Department of Defense Photo (USMC) 60133
MajGen Alexander A. Vandegrift (with riding crop) troops the line of the 2d Raider Battalion in New Caledonia in 1943. LtCol Alan Shapley, the battalion commander, is on Vandegrift’s left. Shapley ended Carlson’s “Gung Ho” experiments.
The regiment enforced a common organization among the battalions. The result was a mixture of Edson and Carlson’s ideas. Carlson bequeathed his fire team and squad to the raiders (and later to the Corps as a whole). But each battalion now had a weapons company, and four rifle companies composed of a weapons platoon and three rifle platoons.
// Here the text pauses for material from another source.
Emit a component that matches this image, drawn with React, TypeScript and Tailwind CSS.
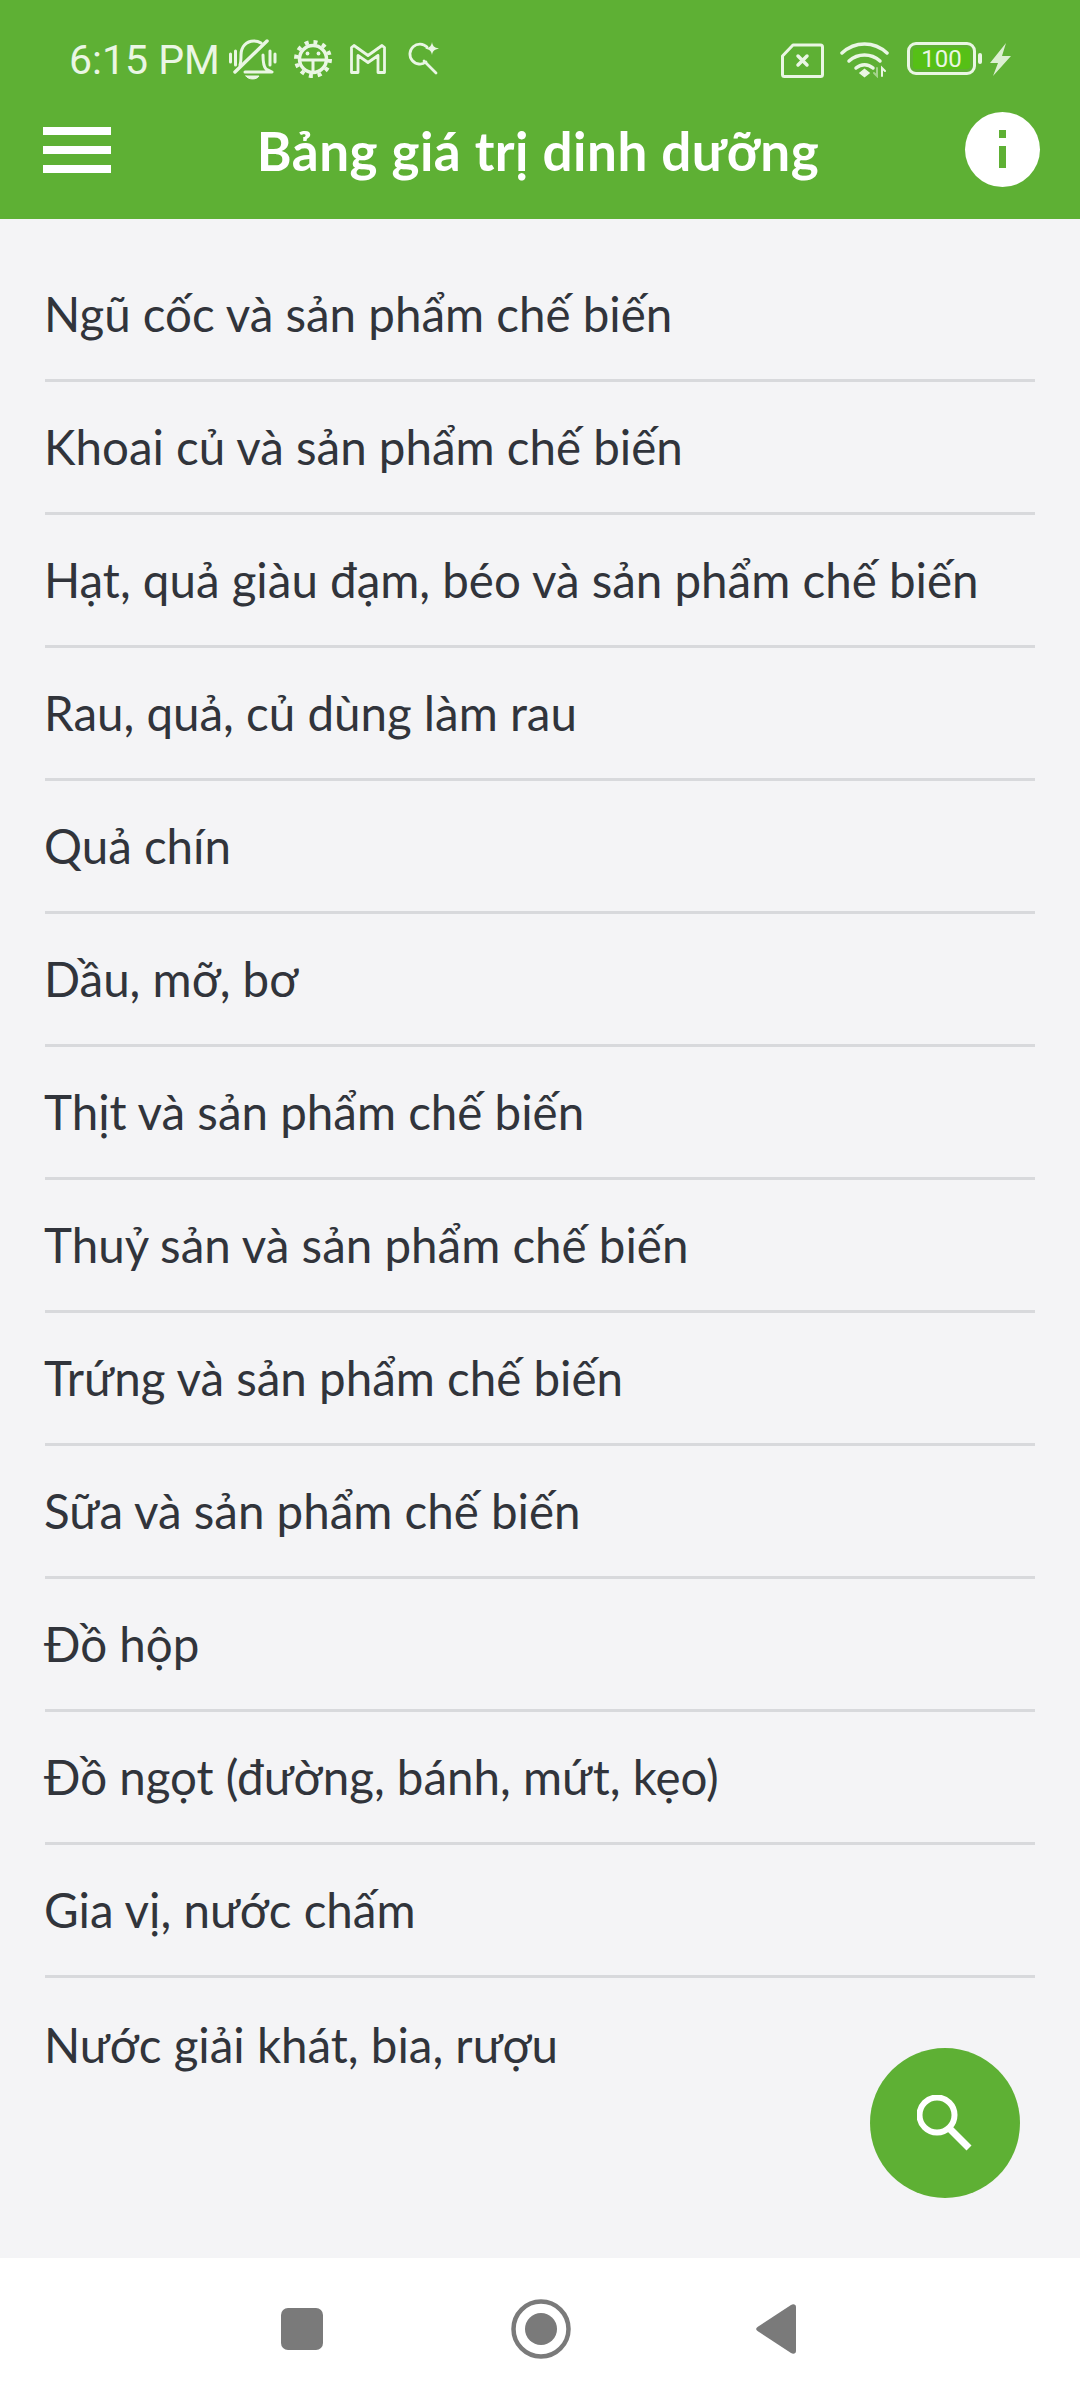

Edson’s other imprint was the concept of a highly trained, lightly equipped force using conventional tactics to accomplish special missions or to fill in for a line battalion. The 1st Raider Regiment was no guerrilla outfit. Given the changing thrust of the Pacific war, the choice was a wise one. In the future the Marines would be attacking Japanese forces holed up in tight perimeters or on small islands. Guerrilla tactics provided no answer to the problem of overcoming these strong defensive positions.
New Georgia
As the fighting on Guadalcanal drew to a close in early 1943, American commanders intensified their planning for the eventual seizure of Rabaul, the primary Japanese stronghold in the Southwest Pacific. This major air and naval base on the eastern end of New Britain was centrally located between New Guinea and the northwestern terminus of the Solomons. That allowed the Japanese to shift their air and naval support from one front to the other on short notice. Conversely, simultaneous American advances through New Guinea and the Solomons would threaten Rabaul from two directions. With that in mind, Admiral William F. Halsey’s South Pacific command prepared to drive farther up the Solomons chain, while MacArthur continued his operations along the New Guinea coast.